EXERCISE INSTRUCTIONS.
Give an exact transcription of every line, dropping the images.
-- -- --
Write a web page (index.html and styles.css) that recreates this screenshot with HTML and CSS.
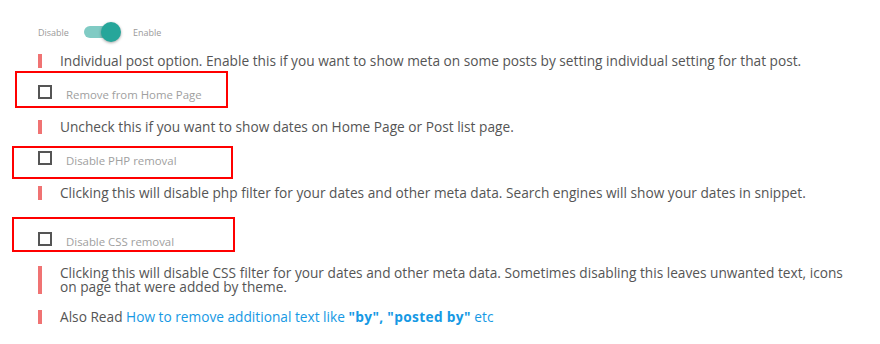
FILE: index.html
```html
<!DOCTYPE html>
<html lang="en">
<head>
<meta charset="utf-8">
<title>Date options</title>
<link rel="stylesheet" href="styles.css">
</head>
<body>
<div class="settings">
  <div class="switch-row">
    <span class="switch-label">Disable</span>
    <span class="switch">
      <span class="switch-track"></span>
      <span class="switch-knob"></span>
    </span>
    <span class="switch-label switch-label--on">Enable</span>
  </div>

  <p class="desc desc--first">Individual post option. Enable this if you want to show meta on some posts by setting individual setting for that post.</p>

  <div class="option">
    <span class="checkbox"></span>
    <span class="option-label">Remove from Home Page</span>
    <span class="mark mark--one"></span>
  </div>

  <p class="desc">Uncheck this if you want to show dates on Home Page or Post list page.</p>

  <div class="option">
    <span class="checkbox"></span>
    <span class="option-label">Disable PHP removal</span>
    <span class="mark mark--two"></span>
  </div>

  <p class="desc">Clicking this will disable php filter for your dates and other meta data. Search engines will show your dates in snippet.</p>

  <div class="option option--spaced">
    <span class="checkbox"></span>
    <span class="option-label">Disable CSS removal</span>
    <span class="mark mark--three"></span>
  </div>

  <p class="desc desc--after-css">Clicking this will disable CSS filter for your dates and other meta data. Sometimes disabling this leaves unwanted text, icons on page that were added by theme.</p>

  <p class="desc desc--last">Also Read <a class="link" href="#">How to remove additional text like <b>"by", "posted by"</b> etc</a></p>
</div>
</body>
</html>
```

FILE: styles.css
```css
html, body {
  margin: 0;
  padding: 0;
  background: #ffffff;
}

body {
  font-family: "Open Sans", "Noto Sans", sans-serif;
  color: #555555;
  width: 880px;
  height: 344px;
  overflow: hidden;
}

.settings {
  padding: 22px 20px 0 38px;
}

/* switch */
.switch-row {
  display: flex;
  align-items: center;
  height: 20px;
}

.switch-label {
  font-size: 9px;
  color: #9a9a9a;
  width: 46px;
}

.switch-label--on {
  width: auto;
  margin-left: 12px;
}

.switch {
  position: relative;
  width: 37px;
  height: 20px;
  display: block;
}

.switch-track {
  position: absolute;
  left: 0;
  top: 4px;
  width: 32px;
  height: 12px;
  border-radius: 6px;
  background: #80cbc4;
}

.switch-knob {
  position: absolute;
  left: 17px;
  top: 0;
  width: 20px;
  height: 20px;
  border-radius: 50%;
  background: #26a69a;
  box-shadow: 0 1px 3px rgba(0, 0, 0, 0.35);
}

/* descriptions */
.desc {
  margin: 21px 0 0 0;
  padding-left: 18px;
  border-left: 4px solid #f07373;
  font-size: 13.7px;
  line-height: 14px;
  color: #555555;
  max-width: 788px;
}

.desc--first {
  margin-top: 12px;
}

.desc--after-css {
  margin-top: 20px;
}

.desc--last {
  margin-top: 16px;
}

.link {
  color: #1699e4;
  text-decoration: none;
}

.link b {
  font-weight: 700;
  letter-spacing: 0.35px;
}

/* options */
.option {
  position: relative;
  display: flex;
  align-items: center;
  height: 14px;
  margin-top: 17px;
}

.option--spaced {
  margin-top: 32px;
}

.checkbox {
  box-sizing: border-box;
  width: 14px;
  height: 14px;
  border: 2px solid #555555;
  flex: none;
}

.option-label {
  margin-left: 14px;
  font-size: 11.4px;
  color: #a0a0a0;
  position: relative;
  top: 2px;
}

/* annotation outlines */
.mark {
  position: absolute;
  box-sizing: border-box;
  border: 2px solid #ff0000;
}

.mark--one {
  left: -23px;
  top: -14px;
  width: 213px;
  height: 37px;
}

.mark--two {
  left: -26px;
  top: -5px;
  width: 221px;
  height: 33px;
}

.mark--three {
  left: -26px;
  top: -15px;
  width: 223px;
  height: 35px;
}
```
-- -- --
FULL RESPONSE.
Write a web page (index.html and styles.css) that recreates this screenshot with HTML and CSS.
FILE: index.html
```html
<!DOCTYPE html>
<html lang="en">
<head>
<meta charset="utf-8">
<title>Date options</title>
<link rel="stylesheet" href="styles.css">
</head>
<body>
<div class="settings">
  <div class="switch-row">
    <span class="switch-label">Disable</span>
    <span class="switch">
      <span class="switch-track"></span>
      <span class="switch-knob"></span>
    </span>
    <span class="switch-label switch-label--on">Enable</span>
  </div>

  <p class="desc desc--first">Individual post option. Enable this if you want to show meta on some posts by setting individual setting for that post.</p>

  <div class="option">
    <span class="checkbox"></span>
    <span class="option-label">Remove from Home Page</span>
    <span class="mark mark--one"></span>
  </div>

  <p class="desc">Uncheck this if you want to show dates on Home Page or Post list page.</p>

  <div class="option">
    <span class="checkbox"></span>
    <span class="option-label">Disable PHP removal</span>
    <span class="mark mark--two"></span>
  </div>

  <p class="desc">Clicking this will disable php filter for your dates and other meta data. Search engines will show your dates in snippet.</p>

  <div class="option option--spaced">
    <span class="checkbox"></span>
    <span class="option-label">Disable CSS removal</span>
    <span class="mark mark--three"></span>
  </div>

  <p class="desc desc--after-css">Clicking this will disable CSS filter for your dates and other meta data. Sometimes disabling this leaves unwanted text, icons on page that were added by theme.</p>

  <p class="desc desc--last">Also Read <a class="link" href="#">How to remove additional text like <b>"by", "posted by"</b> etc</a></p>
</div>
</body>
</html>
```

FILE: styles.css
```css
html, body {
  margin: 0;
  padding: 0;
  background: #ffffff;
}

body {
  font-family: "Open Sans", "Noto Sans", sans-serif;
  color: #555555;
  width: 880px;
  height: 344px;
  overflow: hidden;
}

.settings {
  padding: 22px 20px 0 38px;
}

/* switch */
.switch-row {
  display: flex;
  align-items: center;
  height: 20px;
}

.switch-label {
  font-size: 9px;
  color: #9a9a9a;
  width: 46px;
}

.switch-label--on {
  width: auto;
  margin-left: 12px;
}

.switch {
  position: relative;
  width: 37px;
  height: 20px;
  display: block;
}

.switch-track {
  position: absolute;
  left: 0;
  top: 4px;
  width: 32px;
  height: 12px;
  border-radius: 6px;
  background: #80cbc4;
}

.switch-knob {
  position: absolute;
  left: 17px;
  top: 0;
  width: 20px;
  height: 20px;
  border-radius: 50%;
  background: #26a69a;
  box-shadow: 0 1px 3px rgba(0, 0, 0, 0.35);
}

/* descriptions */
.desc {
  margin: 21px 0 0 0;
  padding-left: 18px;
  border-left: 4px solid #f07373;
  font-size: 13.7px;
  line-height: 14px;
  color: #555555;
  max-width: 788px;
}

.desc--first {
  margin-top: 12px;
}

.desc--after-css {
  margin-top: 20px;
}

.desc--last {
  margin-top: 16px;
}

.link {
  color: #1699e4;
  text-decoration: none;
}

.link b {
  font-weight: 700;
  letter-spacing: 0.35px;
}

/* options */
.option {
  position: relative;
  display: flex;
  align-items: center;
  height: 14px;
  margin-top: 17px;
}

.option--spaced {
  margin-top: 32px;
}

.checkbox {
  box-sizing: border-box;
  width: 14px;
  height: 14px;
  border: 2px solid #555555;
  flex: none;
}

.option-label {
  margin-left: 14px;
  font-size: 11.4px;
  color: #a0a0a0;
  position: relative;
  top: 2px;
}

/* annotation outlines */
.mark {
  position: absolute;
  box-sizing: border-box;
  border: 2px solid #ff0000;
}

.mark--one {
  left: -23px;
  top: -14px;
  width: 213px;
  height: 37px;
}

.mark--two {
  left: -26px;
  top: -5px;
  width: 221px;
  height: 33px;
}

.mark--three {
  left: -26px;
  top: -15px;
  width: 223px;
  height: 35px;
}
```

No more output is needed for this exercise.